Ieru ojos de piedra verde, gigantes escondidos en la hamaca de verano. Y aunque levanto cada piedra, revuelvo en los cajones pero el perfume no está más. Ni la voz taladrando el cráneo. Y entiendo, pero no comprendo. Y respeto, pero quiero dejar de hacerlo, para volver a sentir noches en el banco de la plaza o en conversaciones inútiles, esas, las que llevaban a ninguna parte y así era que nos gustaba. Entonces me retuerzo al ver que se aleja, colgada de sus globos de gas en la dirección opuesta, cuando yo la necesito aquí junto a los demás, encastre perfecto en el grupo familia.

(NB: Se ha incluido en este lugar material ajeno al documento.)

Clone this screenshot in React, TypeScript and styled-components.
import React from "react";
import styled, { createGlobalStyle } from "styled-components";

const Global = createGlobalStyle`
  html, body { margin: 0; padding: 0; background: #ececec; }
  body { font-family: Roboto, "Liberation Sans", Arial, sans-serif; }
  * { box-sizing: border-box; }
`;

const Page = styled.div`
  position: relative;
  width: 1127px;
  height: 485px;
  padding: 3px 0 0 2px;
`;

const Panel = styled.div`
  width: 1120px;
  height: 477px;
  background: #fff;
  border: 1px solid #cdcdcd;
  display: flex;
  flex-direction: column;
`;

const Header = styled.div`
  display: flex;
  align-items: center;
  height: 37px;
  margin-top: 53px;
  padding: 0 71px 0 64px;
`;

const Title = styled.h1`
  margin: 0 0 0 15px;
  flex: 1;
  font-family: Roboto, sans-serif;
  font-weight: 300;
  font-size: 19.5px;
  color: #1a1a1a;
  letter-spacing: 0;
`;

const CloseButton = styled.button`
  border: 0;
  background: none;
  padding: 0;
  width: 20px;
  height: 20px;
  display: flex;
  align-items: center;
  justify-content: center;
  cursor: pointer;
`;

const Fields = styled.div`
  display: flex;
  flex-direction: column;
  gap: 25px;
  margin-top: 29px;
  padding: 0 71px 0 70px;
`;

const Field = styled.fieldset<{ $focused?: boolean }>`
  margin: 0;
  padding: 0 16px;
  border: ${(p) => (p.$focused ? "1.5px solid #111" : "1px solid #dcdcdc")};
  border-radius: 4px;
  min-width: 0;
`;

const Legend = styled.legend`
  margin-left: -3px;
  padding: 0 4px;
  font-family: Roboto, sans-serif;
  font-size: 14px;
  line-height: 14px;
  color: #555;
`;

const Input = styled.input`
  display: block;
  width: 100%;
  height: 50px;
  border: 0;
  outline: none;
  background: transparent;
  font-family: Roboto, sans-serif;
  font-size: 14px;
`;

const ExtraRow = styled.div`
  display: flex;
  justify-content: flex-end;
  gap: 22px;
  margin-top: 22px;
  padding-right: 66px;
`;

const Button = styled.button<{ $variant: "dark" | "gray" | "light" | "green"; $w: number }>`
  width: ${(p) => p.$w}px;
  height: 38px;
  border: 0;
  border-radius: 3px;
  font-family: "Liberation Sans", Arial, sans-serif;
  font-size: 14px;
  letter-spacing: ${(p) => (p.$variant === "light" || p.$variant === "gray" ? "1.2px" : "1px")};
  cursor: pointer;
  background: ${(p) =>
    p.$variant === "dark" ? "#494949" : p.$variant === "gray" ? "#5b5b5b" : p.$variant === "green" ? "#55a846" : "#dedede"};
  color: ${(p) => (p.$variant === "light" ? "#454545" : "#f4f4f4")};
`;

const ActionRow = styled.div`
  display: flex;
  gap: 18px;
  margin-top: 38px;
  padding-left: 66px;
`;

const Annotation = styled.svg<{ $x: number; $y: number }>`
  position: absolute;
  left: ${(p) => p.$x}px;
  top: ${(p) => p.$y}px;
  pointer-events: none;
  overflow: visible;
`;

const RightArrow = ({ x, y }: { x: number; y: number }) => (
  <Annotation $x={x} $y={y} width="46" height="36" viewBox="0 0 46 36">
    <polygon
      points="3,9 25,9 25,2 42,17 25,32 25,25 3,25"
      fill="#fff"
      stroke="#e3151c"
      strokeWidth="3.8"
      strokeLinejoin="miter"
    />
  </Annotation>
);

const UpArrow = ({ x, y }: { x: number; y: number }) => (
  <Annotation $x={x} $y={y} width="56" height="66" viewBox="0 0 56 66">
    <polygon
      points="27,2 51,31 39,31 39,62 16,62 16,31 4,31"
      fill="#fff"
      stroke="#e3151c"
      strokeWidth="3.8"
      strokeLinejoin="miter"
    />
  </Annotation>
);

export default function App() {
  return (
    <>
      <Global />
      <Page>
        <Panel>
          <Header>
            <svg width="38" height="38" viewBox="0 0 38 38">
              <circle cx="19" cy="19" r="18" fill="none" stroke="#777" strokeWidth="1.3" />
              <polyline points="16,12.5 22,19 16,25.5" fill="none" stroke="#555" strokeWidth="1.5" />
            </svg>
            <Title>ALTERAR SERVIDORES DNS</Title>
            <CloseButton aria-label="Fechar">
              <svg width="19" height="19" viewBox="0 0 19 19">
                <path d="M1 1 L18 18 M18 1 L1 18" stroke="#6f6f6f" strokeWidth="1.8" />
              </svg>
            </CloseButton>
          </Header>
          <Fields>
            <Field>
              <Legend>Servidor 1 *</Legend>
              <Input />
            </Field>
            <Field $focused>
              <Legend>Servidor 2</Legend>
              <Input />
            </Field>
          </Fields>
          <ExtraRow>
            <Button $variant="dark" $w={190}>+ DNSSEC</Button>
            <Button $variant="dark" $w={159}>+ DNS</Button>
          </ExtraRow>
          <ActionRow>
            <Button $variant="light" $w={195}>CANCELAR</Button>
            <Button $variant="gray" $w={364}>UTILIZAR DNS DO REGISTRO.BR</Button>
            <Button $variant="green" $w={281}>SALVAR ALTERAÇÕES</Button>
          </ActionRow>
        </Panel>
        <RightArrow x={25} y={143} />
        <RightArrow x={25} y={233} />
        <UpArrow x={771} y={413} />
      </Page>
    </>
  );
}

Y vos, Manny niña pequeña, husmeando en mis rincones y sin desaparecer, la estrella que titila y todas las caras en la tribuna que se hacen la misma, siempre, por más que estés más allá o más acá. Entonces revoloteás sobre mis neuronas desgastadas y le regalás azúcar, por manotones, para volver a enquistarte en tu lugar favorito, allá donde la luz llega pero nadie puede alcanzarte.
Son casi todos. Pocos, pero pedazos de mi puzzle personal. Los veo, los vibro y los sufro. Luego están los otros, los que se fueron. Algunos porque tuvieron que hacerlo, como Nanotin y el Cap. Pereira. Pero todos siguen guardados, bajo tres candados y cinco llaves, ocultos de las miradas, esperando que algún día sientan el silbido que suelto cada noche, cuando salgo con Marvin a desangrar las noches ajenas.
No te tomes la vida en serio, al fin y al cabo no saldrás vivo de ella.